Having heard these sweet whisperings of hope, let us now bravely face the realities brought before us by our dear Mother the Church. We are sojourners upon this earth; we are exiles and captives in Babylon, that city which plots our ruin. If we love our country, – if we long to return to it, – we must be proof against the lying allurements of this strange land, and refuse the cup she proffers us, and with which she maddens so many of our fellow captives. She invites us to join in her feasts and her songs; but we must unstring our harps, and hang them on the willows that grow on her river’s bank, till the signal be given for our return to Jerusalem [Ps. cxxv]. She will ask us to sing to her the melodies of our dear Sion: but, how shall we, who are so far from home, have heart to sing the Song of the Lord in a strange Land? [Ps. cxxxvi]. No, – there must be no sign that we are content to be in bondage, or we shall deserve to be slaves for ever.
These are the sentiments wherewith the Church would inspire us, during the penitential Season, which we are now beginning. She wishes us to reflect on the dangers that beset us, – dangers which arise from our own selves, and from creatures. During the rest of the year, she loves to hear us chant the song of heaven, the sweet Alleluia! – but now, she bids us close our lips to this word of joy, because we are in Babylon. We are pilgrims absent from Our Lord [II Cor. v. 6]; – let us keep our glad hymn for the day of his return. We are sinners, and have but too often held fellowship with the world of God’s enemies; let us become purified by repentance, for it is written, that Praise is unseemly in the mouth of a sinner [Ecclus. xv. 9].
The leading feature, then, of Septuagesima is the total suspension of the Alleluia, which is not to be again heard upon the earth, until the arrival of that happy day, when, having suffered death with our Jesus, and having been buried together with him, we shall rise again with him to a new life [Coloss. ii. 12].

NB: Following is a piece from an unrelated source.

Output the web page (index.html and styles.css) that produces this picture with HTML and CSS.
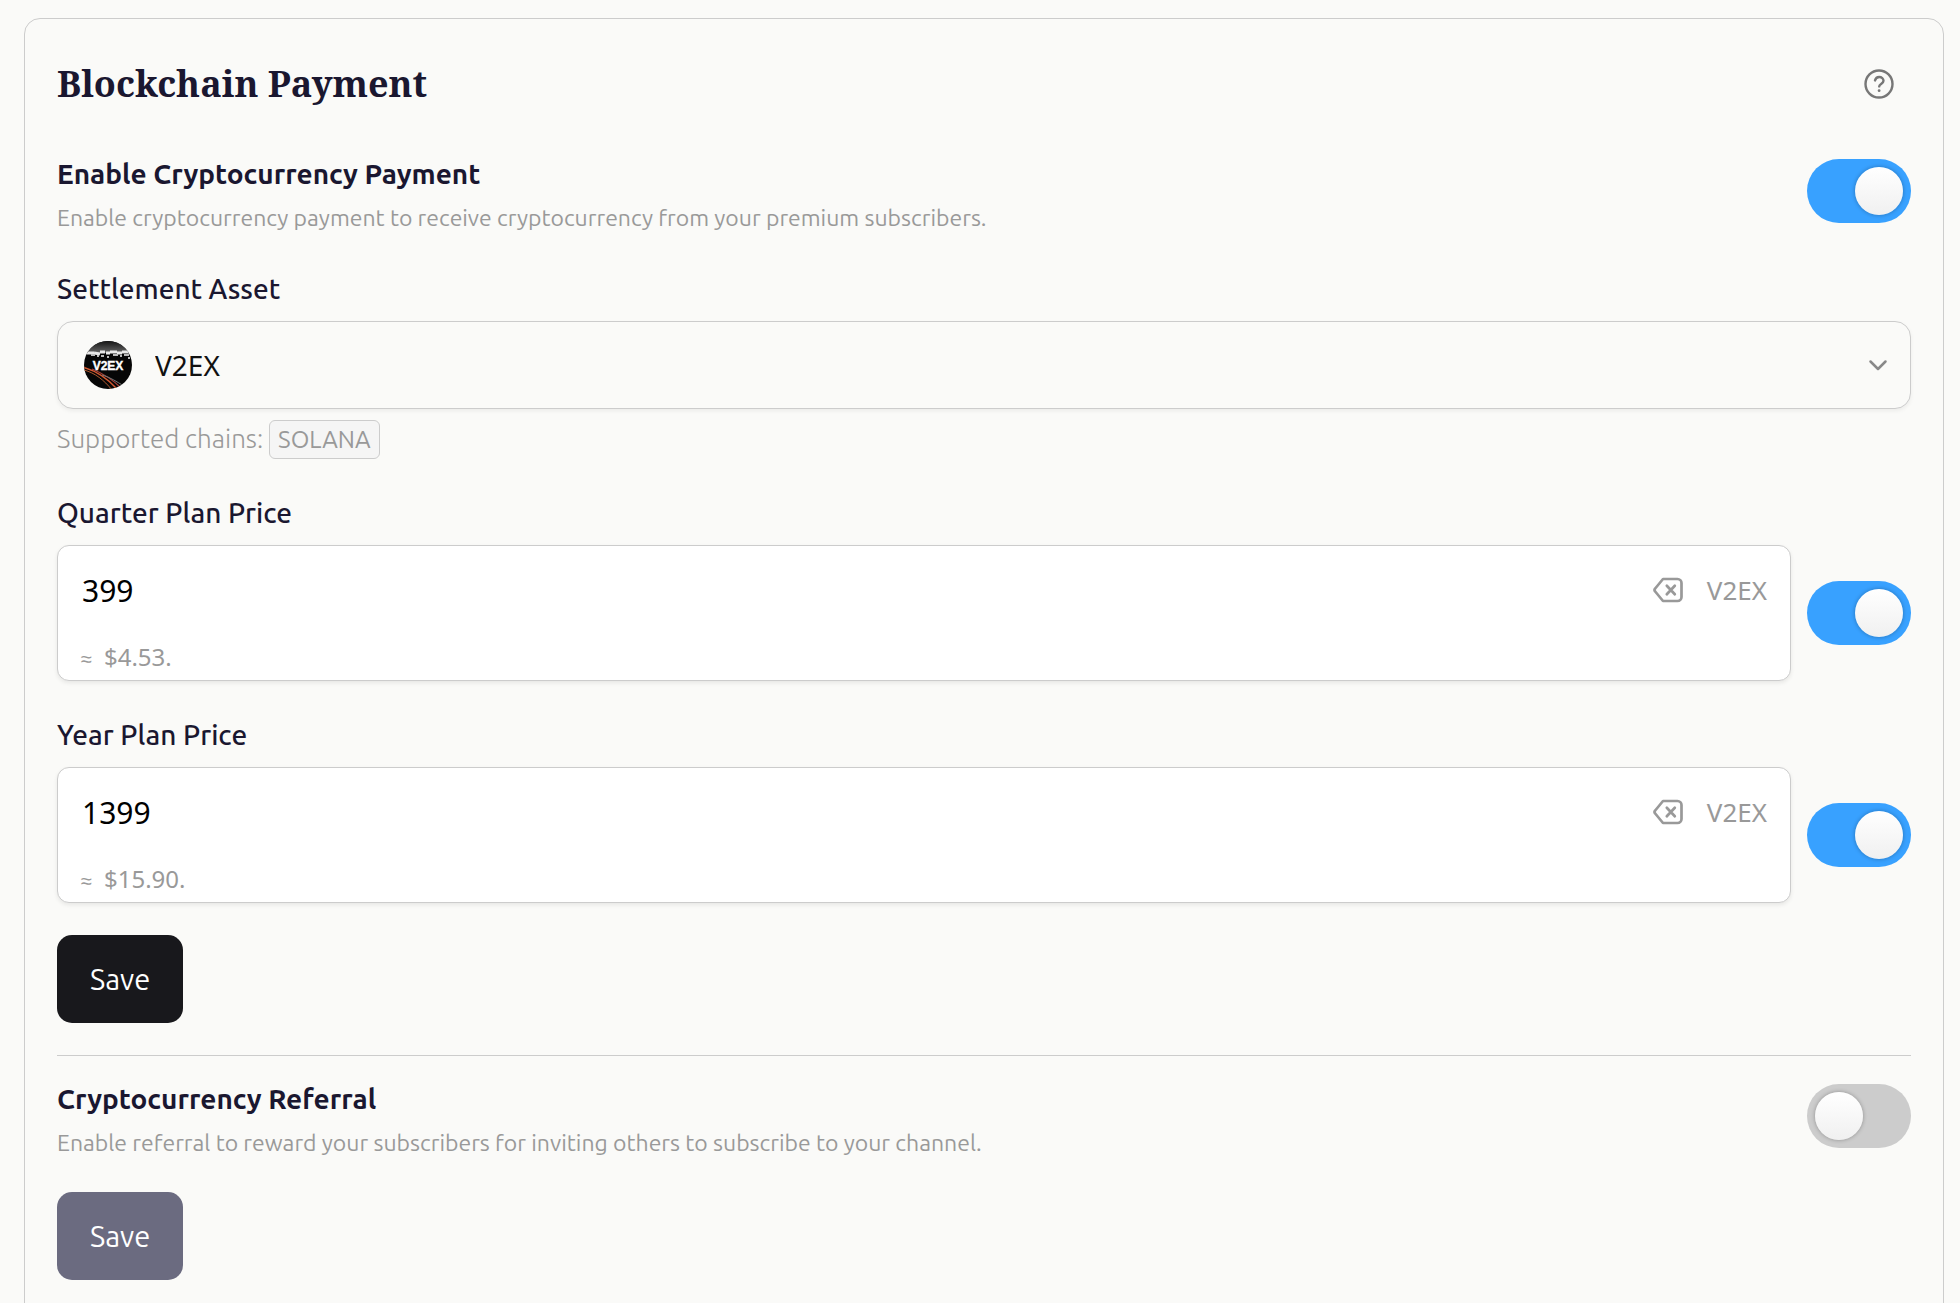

The point is this: for three weeks preceding Lent, the entire Catholic world would pray the same preparatory prayers and hear the same Scripture readings that were shaped and chosen with the preparatory spirit in mind. Not the random readings we hear because this year the Sunday before Lent begins is this Sunday from year B but last year we heard something different because it was another Sunday from year A because that’s just how the calendar falls.
Here’s what I say all the time.
Paul writes that “we do not know how to pray as we ought.” What he means by that is we really don’t have a clue what we should be praying for. We think we know ourselves and what’s best for us, but we don’t.
But.
Look at the entire context of Paul’s words:
In the same way, the Spirit too comes to the aid of our weakness; for we do not know how to pray as we ought, but the Spirit itself intercedes with inexpressible groanings.
And the one who searches hearts knows what is the intention of the Spirit, because it intercedes for the holy ones according to God’s will.
And what we believe and trust to be true is that that Spirit dwells, moves and lives in the Church. So if we do not know how to pray as we ought – we let the Spirit to come to aid of our weakness by grounding our prayer in the prayer of the Church – the Word of God and the prayers and liturgical practices that have developed over the centuries, guided by that Spirit.
So as we enter into Lent – what in the world are we doing? We have ideas, we think we know what we should give up or do or how we should approach the season and what we hope to “get out of it” – but what guides us in our discernment?
What great sense it makes to do that discernment in the context of prayers, reading and a season that developed, guided by the Holy Spirit – with precisely that purpose in mind – and to do so, not alone, not relying mostly on our own resources and what we’ve picked out and what’s come our way in the marketplace, but along with the entire Body of Christ, on this same journey.
If you grew up or were engaged in formation or were just paying attention in the immediate wake of Vatican II, you know that one of the mantras uttered over and over and over again was: Pre-Vatican II spirituality was individualistic. People would go into Mass, pray their own prayers, do whatever on their own. It was all a me-and-God, a vertical spirituality. No more!
Well, irony of ironies, the Law of Unintended Consequences strikes again. For here – as in so much of the post-Conciliar changes, what we see is that in dismantling and blowing up the Big Tradition, western Catholics were set adrift in the spiritual marketplace of late stage capitalism, with nothing in common except the shared identity of anxious, wandering, isolated consumer seeker.